Incluso desde el más estricto punto de vista científico es necesario reconocer que nos encontramos ante un polígono de numerosas aristas y que muchas de ellas reflejan situaciones extraordinariamente dolorosas para la madre gestante que toma la decisión de abortar. No entremos en ellas porque pretendemos no abandonar el terreno de la biología, y en el mismo debemos reconocer el aborto como algo extraordinariamente aberrante e imprevisible en los caminos de la evolución.
Cuando dos miembros reproductores de nuestra especie están a punto de conseguir el mayor éxito que puede alcanzar un individuo, desde el punto de vista biológico, durante su ciclo vital, el traspaso de sus genes a la generación siguiente, al menos uno de ellos, la madre, lamentablemente presionada por mil circunstancias, extrabiológicas casi todas ellas, decide dar el paso atrás y negarse a sí misma la perpetuación de los genes implicados en el costoso proceso de la gestación.
Volvamos a recordar que la madre invierte muchos más recursos biológicos que el padre y que ella es por tanto quien más arriesga y quien resulta más perjudicada. Tras un aborto es muy posible que las circunstancias de su vida le proporcionen nuevas oportunidades de maternidad, pero en el futuro tendrá que volver a hacer una nueva inversión muy costosa para llegar al punto en que perdió al hijo que esperaba. Las “cicatrices” psicológicas pueden ser aún más dolorosas que las somáticas, de manera que en el aborto la frustrada madre sufre siempre una batería de dolorosas secuelas
Aborto, Biología y Selección
A riesgo de sorprender a los lectores digamos que no es nuestra especie la única capaz de provocarse el aborto.
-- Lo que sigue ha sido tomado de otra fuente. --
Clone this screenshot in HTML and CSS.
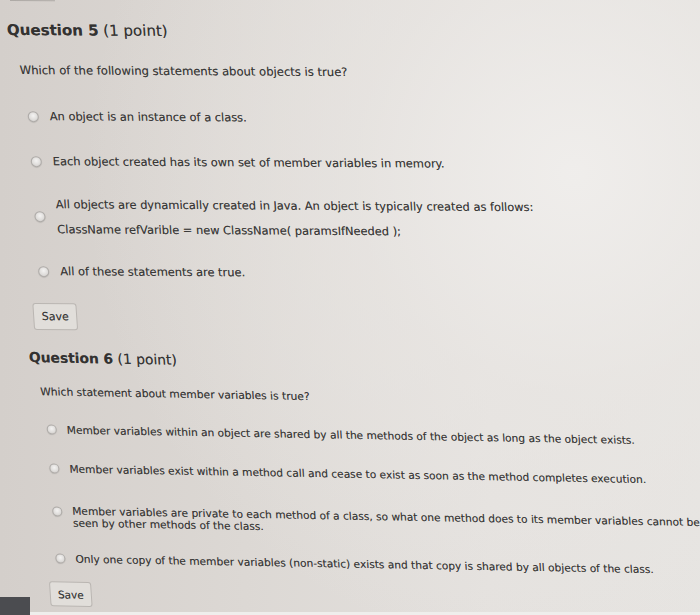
FILE: index.html
```html
<!DOCTYPE html>
<html>
<head>
<meta charset="utf-8">
<title>Quiz</title>
<link rel="stylesheet" href="styles.css">
</head>
<body>
<div class="screen">
  <div class="page">
    <div class="edge"></div>
    <section class="q q5">
      <h2 class="title"><strong>Question 5</strong> (1 point)</h2>
      <p class="prompt">Which of the following statements about objects is true?</p>
      <div class="opts">
        <div class="opt o1"><span class="radio"></span><span class="txt">An object is an instance of a class.</span></div>
        <div class="opt o2"><span class="radio"></span><span class="txt">Each object created has its own set of member variables in memory.</span></div>
        <div class="opt o3"><span class="radio"></span>
          <div class="txt multi">
            <p class="line">All objects are dynamically created in Java. An object is typically created as follows:</p>
            <p class="line second">ClassName refVarible = new ClassName( paramsIfNeeded );</p>
          </div>
        </div>
        <div class="opt o4"><span class="radio"></span><span class="txt">All of these statements are true.</span></div>
      </div>
      <button class="save">Save</button>
    </section>
    <section class="q q6">
      <h2 class="title"><strong>Question 6</strong> (1 point)</h2>
      <p class="prompt">Which statement about member variables is true?</p>
      <div class="opts">
        <div class="opt o1"><span class="radio"></span><span class="txt">Member variables within an object are shared by all the methods of the object as long as the object exists.</span></div>
        <div class="opt o2"><span class="radio"></span><span class="txt">Member variables exist within a method call and cease to exist as soon as the method completes execution.</span></div>
        <div class="opt o3 top"><span class="radio"></span><span class="txt wrap">Member variables are private to each method of a class, so what one method does to its member variables cannot be<br>seen by other methods of the class.</span></div>
        <div class="opt o4"><span class="radio"></span><span class="txt">Only one copy of the member variables (non-static) exists and that copy is shared by all objects of the class.</span></div>
      </div>
      <button class="save">Save</button>
    </section>
  </div>
  <div class="taskbar"></div>
  <div class="strip"></div>
</div>
</body>
</html>
```
FILE: styles.css
```css
* { box-sizing: border-box; }
html, body { margin: 0; padding: 0; }
body {
  font-family: "DejaVu Sans", Verdana, sans-serif;
  color: #393837;
}
.screen {
  position: relative;
  width: 700px;
  height: 615px;
  overflow: hidden;
  background:
    radial-gradient(ellipse 70% 80% at 82% 28%, rgba(240,238,236,0.95) 0%, rgba(234,231,228,0.6) 45%, rgba(234,231,228,0) 100%),
    linear-gradient(to right, #d4cfcb 0%, #dcd8d4 35%, #e4e1de 70%, #e6e4e1 100%);
}
.page {
  width: 760px;
  transform: matrix(1, 0.006, 0.067, 1, 0, 0);
  transform-origin: 0 0;
  text-shadow: 0 0 0.6px rgba(40,40,40,0.45);
}
.edge {
  height: 1px;
  width: 45px;
  margin-left: 10px;
  background: #aeaaa6;
}
.title {
  margin: 0;
  font-size: 15px;
  font-weight: normal;
  line-height: 20px;
  white-space: nowrap;
  color: #333231;
}
.title strong { font-weight: bold; }
.prompt {
  margin: 0;
  white-space: nowrap;
}
.opts { display: flex; flex-direction: column; }
.opt {
  display: flex;
  align-items: center;
  white-space: nowrap;
}
.opt.top { align-items: flex-start; }
.radio {
  flex: none;
  border-radius: 50%;
  border: 1px solid #aeaba8;
  background: radial-gradient(circle at 50% 40%, #f4f3f2 0%, #e0dedc 55%, #c9c6c3 100%);
  box-shadow: 0 0.5px 1px rgba(0,0,0,0.15);
}
.txt { display: block; }
.line { margin: 0; }
.save {
  display: block;
  font-family: "DejaVu Sans", Verdana, sans-serif;
  color: #393837;
  text-shadow: inherit;
  border: 1px solid #bab6b2;
  border-radius: 3px;
  background: #e1deda;
  padding: 0;
}

/* Question 5 */
.q5 .title { margin: 19px 0 0 5px; }
.q5 .prompt { margin: 22px 0 0 15px; font-size: 11.6px; line-height: 16px; }
.q5 .opt { margin-left: 20px; font-size: 11.4px; line-height: 16px; }
.q5 .radio { width: 11px; height: 11px; margin-right: 11px; }
.q5 .o1 { margin-top: 30px; }
.q5 .o2 { margin-top: 29px; }
.q5 .o3 { margin-top: 27px; }
.q5 .o3 .second { margin-top: 9px; }
.q5 .o4 { margin-top: 26px; }
.q5 .save { margin: 24px 0 0 12px; width: 44px; height: 27px; font-size: 11px; }

/* Question 6 */
.q6 {
  transform: skewY(0.69deg);
  transform-origin: 0 0;
}
.q6 .title { margin: 18px 0 0 5px; font-size: 13.8px; line-height: 18px; }
.q6 .prompt { margin: 19px 0 0 14px; font-size: 10.7px; line-height: 14px; }
.q6 .opt { margin-left: 18px; font-size: 10.6px; line-height: 14px; }
.q6 .radio { width: 10px; height: 10px; margin-right: 10px; }
.q6 .o1 { margin-top: 23px; }
.q6 .o2 { margin-top: 25px; }
.q6 .o3 { margin-top: 29px; line-height: 12px; }
.q6 .o3 .radio { margin-top: 2px; }
.q6 .o4 { margin-top: 23px; }
.q6 .save { margin: 16px 0 0 10px; width: 42px; height: 25px; font-size: 10.5px; }

/* bits of other windows overlapping the photo edge */
.taskbar {
  position: absolute;
  left: 0;
  bottom: 0;
  width: 30px;
  height: 18px;
  background: #4b4c50;
}
.strip {
  position: absolute;
  left: 30px;
  right: 0;
  bottom: 0;
  height: 3px;
  background: #efeeec;
}
```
El llamado “Efecto Bruce” se refiere a sustancias hormonales producidas por algunos ratones que pueden inducir a la hembra a abortar, pero sólo si sus embriones proceden de machos diferentes al que fue su compañero durante el apareamiento. Un brutal mecanismo anti-promiscuidad que evita que machos excesivamente crédulos puedan implicarse en la crianza de camadas que han sido fecundadas por machos que han aprovechado un descuido suyo. La Biología presenta ejemplos verdaderamente curiosos, como esta “venganza del macho engañado”.
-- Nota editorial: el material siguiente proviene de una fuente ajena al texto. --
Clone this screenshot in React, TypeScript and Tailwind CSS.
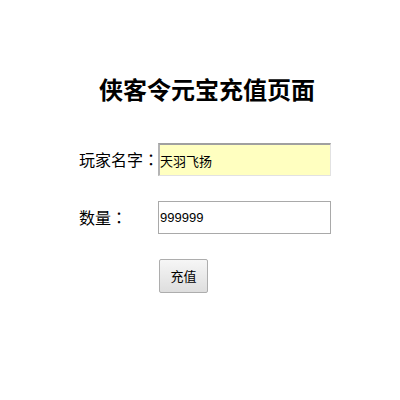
const font = { fontFamily: '"Noto Sans CJK SC", "Liberation Sans", sans-serif' };
const colon = { fontFamily: '"Noto Sans CJK TC", sans-serif' };

const App = () => (
  <div className="w-[400px] h-[400px] bg-white text-black" style={font}>
    <h1 className="pt-[71px] pl-[14px] text-center text-[24px] leading-[36px] font-bold">侠客令元宝充值页面</h1>

    <div className="mt-[36px] pl-[79px] grid grid-cols-[80px_173px] items-center gap-y-[25px]">
      <label className="whitespace-nowrap text-[16px] leading-[33px]">
        玩家名字<span style={colon}>：</span>
      </label>
      <input
        defaultValue="天羽飞扬"
        className="-ml-[1px] h-[33px] w-[173px] bg-[#ffffc0] border-t-2 border-l-2 border-r border-b border-t-[#a0a0a0] border-l-[#b4b4b4] border-r-[#e2e2e2] border-b-[#e2e2e2] px-0 text-[13px] outline-none"
      />

      <label className="whitespace-nowrap text-[16px] leading-[33px]">
        数量<span style={colon}>：</span>
      </label>
      <input
        defaultValue="999999"
        className="-ml-[1px] h-[33px] w-[173px] bg-white border border-[#a9a9a9] pl-[1px] text-[13px] outline-none"
        style={{ fontFamily: '"Liberation Sans", sans-serif' }}
      />

      <div />
      <button className="h-[34px] w-[49px] rounded-[2px] border border-[#adadad] bg-gradient-to-b from-[#f6f6f6] to-[#dedede] text-[13px] text-black">
        充值
      </button>
    </div>
  </div>
);

export default App;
En cualquier caso el aborto implica un importante castigo genético para quienes lo practican, tanto a nivel individual como colectivo, ya que quienes hacen bandera ideológica de su apología quizá no han llegado a reflexionar sobre la disminución del poder de traspaso de sus genes , como patrimonio de quienes comparten su forma de pensar o sus consignas, a las siguientes generaciones.
Si la “madre Biología” pudiera pensar y expresarse, seguramente exclamaría ¡Están locos estos humanos!